Problem requirements:
Tally the lines holding the word "Tailwind" and state the count by itself.

Exercise materials:
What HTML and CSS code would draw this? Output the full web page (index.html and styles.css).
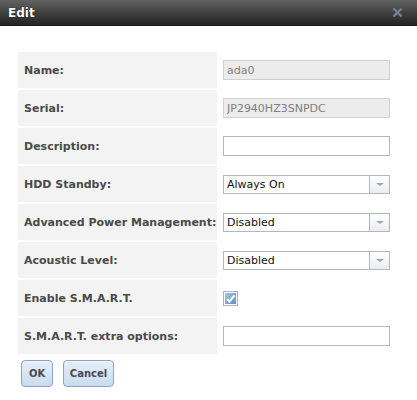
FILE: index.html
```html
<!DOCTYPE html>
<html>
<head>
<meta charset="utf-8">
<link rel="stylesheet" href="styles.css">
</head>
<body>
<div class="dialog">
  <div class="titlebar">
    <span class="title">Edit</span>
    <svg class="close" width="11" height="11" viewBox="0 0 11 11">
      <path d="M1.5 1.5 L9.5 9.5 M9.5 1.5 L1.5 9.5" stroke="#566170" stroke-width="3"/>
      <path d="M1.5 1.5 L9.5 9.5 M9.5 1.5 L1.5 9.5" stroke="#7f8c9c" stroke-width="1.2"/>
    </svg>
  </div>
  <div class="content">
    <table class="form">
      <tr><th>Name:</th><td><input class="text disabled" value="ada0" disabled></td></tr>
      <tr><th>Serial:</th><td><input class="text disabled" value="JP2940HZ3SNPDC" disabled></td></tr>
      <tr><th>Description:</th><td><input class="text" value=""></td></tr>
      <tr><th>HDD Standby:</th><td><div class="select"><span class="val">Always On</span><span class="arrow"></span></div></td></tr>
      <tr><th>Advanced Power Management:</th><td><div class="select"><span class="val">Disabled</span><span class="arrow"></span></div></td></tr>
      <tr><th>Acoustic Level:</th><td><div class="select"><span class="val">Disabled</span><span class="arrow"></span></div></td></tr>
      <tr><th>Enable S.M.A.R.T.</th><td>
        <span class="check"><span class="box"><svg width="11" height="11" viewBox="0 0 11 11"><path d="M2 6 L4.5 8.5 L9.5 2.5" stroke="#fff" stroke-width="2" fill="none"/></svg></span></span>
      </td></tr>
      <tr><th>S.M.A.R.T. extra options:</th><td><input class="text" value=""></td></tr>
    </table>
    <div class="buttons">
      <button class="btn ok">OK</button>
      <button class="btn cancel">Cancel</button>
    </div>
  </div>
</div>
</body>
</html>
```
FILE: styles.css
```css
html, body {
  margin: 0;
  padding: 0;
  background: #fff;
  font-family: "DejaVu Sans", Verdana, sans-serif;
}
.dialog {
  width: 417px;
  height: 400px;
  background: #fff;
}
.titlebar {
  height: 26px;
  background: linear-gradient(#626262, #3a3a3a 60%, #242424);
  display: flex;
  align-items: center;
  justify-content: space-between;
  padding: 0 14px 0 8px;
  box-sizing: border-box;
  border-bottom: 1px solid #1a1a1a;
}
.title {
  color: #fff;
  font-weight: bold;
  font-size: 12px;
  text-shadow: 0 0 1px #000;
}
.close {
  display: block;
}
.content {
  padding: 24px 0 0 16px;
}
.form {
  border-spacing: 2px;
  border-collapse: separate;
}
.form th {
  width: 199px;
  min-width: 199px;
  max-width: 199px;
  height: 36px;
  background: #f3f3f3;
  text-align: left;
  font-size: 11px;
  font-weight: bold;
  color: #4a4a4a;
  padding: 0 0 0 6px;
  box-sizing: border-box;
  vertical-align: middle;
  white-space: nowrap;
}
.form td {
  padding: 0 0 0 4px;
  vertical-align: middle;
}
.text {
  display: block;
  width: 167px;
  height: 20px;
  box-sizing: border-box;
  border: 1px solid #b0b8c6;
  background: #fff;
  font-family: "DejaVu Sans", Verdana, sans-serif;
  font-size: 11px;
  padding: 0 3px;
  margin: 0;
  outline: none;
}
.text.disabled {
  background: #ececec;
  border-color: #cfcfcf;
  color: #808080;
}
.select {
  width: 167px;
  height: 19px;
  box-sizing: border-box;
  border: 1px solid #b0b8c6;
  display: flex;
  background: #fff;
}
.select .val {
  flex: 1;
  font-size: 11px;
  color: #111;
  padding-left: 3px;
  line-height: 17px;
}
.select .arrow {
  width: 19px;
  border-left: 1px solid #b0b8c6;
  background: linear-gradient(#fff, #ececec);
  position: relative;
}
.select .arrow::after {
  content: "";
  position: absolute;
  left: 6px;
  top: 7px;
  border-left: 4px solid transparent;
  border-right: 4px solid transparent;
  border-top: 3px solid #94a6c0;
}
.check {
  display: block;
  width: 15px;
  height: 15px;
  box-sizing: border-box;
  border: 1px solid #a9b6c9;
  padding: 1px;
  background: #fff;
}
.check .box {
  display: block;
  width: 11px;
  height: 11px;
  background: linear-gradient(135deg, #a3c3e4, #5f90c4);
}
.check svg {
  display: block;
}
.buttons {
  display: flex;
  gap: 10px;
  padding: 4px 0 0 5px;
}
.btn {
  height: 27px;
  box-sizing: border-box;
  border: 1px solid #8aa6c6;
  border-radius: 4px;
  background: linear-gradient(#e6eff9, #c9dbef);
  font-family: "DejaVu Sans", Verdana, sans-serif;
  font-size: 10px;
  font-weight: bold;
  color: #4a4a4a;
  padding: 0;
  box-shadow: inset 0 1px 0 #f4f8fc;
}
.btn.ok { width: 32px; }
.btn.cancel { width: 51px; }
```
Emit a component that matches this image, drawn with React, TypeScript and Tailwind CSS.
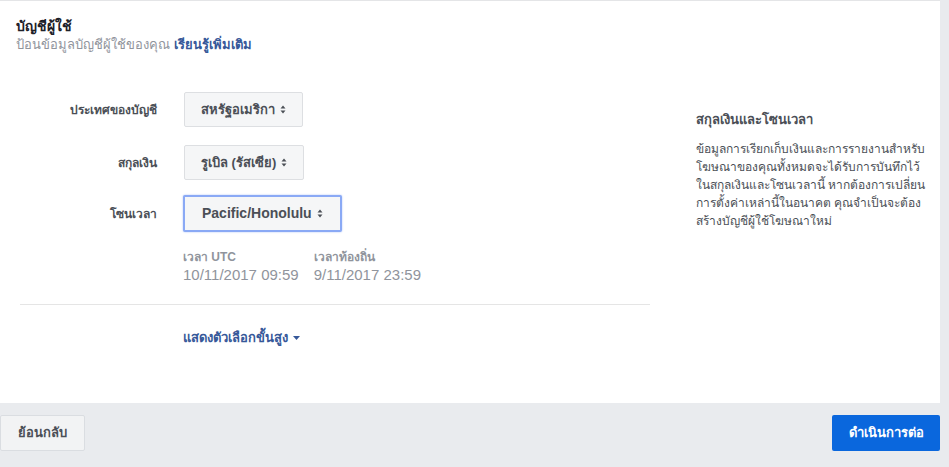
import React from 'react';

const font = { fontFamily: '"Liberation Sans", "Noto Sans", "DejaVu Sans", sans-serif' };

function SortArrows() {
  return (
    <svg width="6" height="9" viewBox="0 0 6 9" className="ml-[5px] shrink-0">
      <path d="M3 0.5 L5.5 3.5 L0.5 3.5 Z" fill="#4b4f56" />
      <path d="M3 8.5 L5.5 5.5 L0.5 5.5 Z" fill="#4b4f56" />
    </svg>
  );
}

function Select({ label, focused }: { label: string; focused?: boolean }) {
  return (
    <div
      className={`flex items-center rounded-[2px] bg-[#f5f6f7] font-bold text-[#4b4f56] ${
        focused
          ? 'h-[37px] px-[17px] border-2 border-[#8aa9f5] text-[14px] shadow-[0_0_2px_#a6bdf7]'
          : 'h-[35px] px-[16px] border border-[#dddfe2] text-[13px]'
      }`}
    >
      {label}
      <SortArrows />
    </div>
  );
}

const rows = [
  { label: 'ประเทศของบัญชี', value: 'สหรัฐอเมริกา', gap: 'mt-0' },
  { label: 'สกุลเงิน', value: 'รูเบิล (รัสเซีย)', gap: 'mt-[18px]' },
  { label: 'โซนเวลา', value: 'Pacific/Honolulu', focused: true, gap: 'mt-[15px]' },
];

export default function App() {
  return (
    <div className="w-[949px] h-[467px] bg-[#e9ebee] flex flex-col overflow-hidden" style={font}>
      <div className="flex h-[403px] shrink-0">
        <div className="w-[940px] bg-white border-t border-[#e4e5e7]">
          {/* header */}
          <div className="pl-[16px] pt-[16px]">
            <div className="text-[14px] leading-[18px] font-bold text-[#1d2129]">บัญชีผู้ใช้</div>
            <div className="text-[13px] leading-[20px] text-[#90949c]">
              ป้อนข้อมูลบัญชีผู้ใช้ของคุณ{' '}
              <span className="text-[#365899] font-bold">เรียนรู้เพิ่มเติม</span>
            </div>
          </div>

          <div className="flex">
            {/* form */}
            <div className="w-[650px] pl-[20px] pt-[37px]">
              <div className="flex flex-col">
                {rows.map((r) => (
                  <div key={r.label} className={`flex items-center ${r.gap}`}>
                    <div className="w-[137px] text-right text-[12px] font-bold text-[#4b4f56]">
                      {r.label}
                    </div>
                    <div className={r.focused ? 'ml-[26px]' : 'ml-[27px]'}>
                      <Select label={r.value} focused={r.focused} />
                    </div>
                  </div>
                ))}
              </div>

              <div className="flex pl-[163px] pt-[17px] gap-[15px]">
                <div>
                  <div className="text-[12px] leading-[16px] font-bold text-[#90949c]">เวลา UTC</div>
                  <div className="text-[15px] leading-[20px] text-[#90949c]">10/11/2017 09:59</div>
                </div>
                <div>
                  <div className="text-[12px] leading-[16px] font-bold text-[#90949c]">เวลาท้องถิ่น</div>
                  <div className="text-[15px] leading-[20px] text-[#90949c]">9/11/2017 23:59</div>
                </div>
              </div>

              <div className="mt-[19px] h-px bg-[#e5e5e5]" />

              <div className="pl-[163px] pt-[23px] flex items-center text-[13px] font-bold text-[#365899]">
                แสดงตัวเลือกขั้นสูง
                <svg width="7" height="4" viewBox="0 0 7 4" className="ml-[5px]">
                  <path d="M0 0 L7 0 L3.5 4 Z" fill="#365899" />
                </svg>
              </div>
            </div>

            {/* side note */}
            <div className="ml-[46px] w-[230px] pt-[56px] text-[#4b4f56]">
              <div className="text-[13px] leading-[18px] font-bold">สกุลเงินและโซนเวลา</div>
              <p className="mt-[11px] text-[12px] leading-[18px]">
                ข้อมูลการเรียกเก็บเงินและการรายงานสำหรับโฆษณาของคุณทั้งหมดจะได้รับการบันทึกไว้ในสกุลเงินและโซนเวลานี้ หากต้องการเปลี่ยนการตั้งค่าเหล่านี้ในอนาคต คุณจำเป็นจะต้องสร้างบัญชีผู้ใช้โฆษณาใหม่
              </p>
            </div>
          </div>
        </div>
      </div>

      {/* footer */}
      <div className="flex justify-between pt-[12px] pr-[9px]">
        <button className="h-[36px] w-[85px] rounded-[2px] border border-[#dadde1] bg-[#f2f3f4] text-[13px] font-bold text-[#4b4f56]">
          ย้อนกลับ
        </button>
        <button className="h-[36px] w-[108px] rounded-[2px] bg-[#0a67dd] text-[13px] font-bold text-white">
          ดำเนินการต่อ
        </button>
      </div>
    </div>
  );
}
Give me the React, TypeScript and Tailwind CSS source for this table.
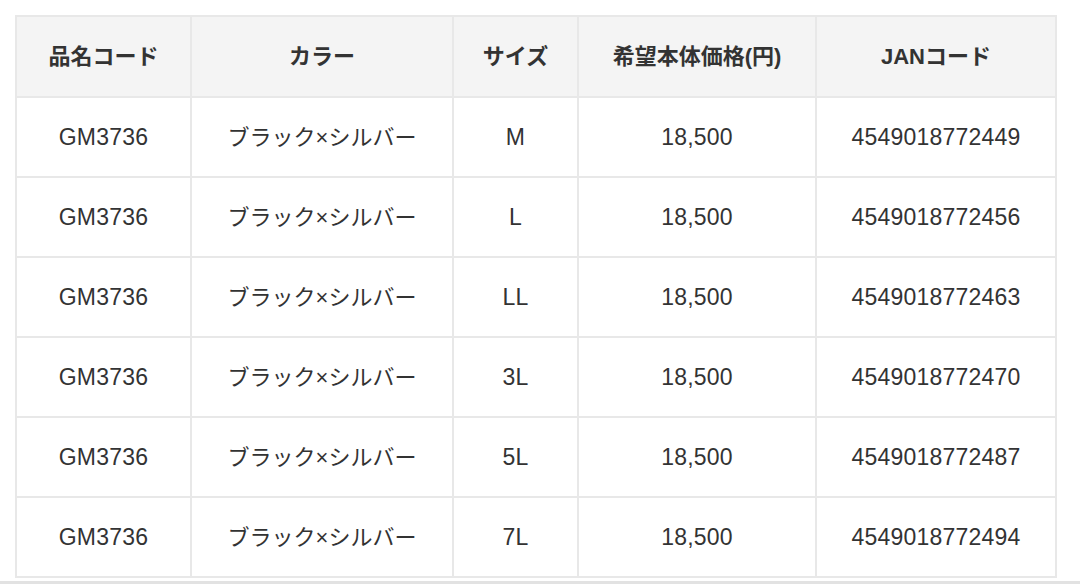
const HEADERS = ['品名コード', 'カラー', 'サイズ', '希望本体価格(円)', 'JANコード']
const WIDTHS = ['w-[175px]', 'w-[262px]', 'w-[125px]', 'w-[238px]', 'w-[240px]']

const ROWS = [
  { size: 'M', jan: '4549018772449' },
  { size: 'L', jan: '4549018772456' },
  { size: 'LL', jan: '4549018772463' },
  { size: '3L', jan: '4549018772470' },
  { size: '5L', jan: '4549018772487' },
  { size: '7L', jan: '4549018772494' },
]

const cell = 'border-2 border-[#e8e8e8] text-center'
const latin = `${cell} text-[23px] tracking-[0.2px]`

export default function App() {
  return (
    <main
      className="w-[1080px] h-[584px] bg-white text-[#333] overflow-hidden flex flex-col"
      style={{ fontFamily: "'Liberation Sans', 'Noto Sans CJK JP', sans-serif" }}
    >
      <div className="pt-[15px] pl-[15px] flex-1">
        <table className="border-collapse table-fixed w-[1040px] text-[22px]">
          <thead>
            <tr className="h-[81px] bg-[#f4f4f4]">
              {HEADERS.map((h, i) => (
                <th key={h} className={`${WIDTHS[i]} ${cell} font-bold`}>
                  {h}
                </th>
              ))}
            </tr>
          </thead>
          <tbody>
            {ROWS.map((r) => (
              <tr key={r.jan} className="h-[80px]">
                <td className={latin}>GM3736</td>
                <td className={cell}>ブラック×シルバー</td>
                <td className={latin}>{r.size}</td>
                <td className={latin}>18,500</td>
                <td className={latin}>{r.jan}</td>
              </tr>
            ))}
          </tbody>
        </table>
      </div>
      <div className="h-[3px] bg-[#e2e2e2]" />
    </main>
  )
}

Solved problem:
2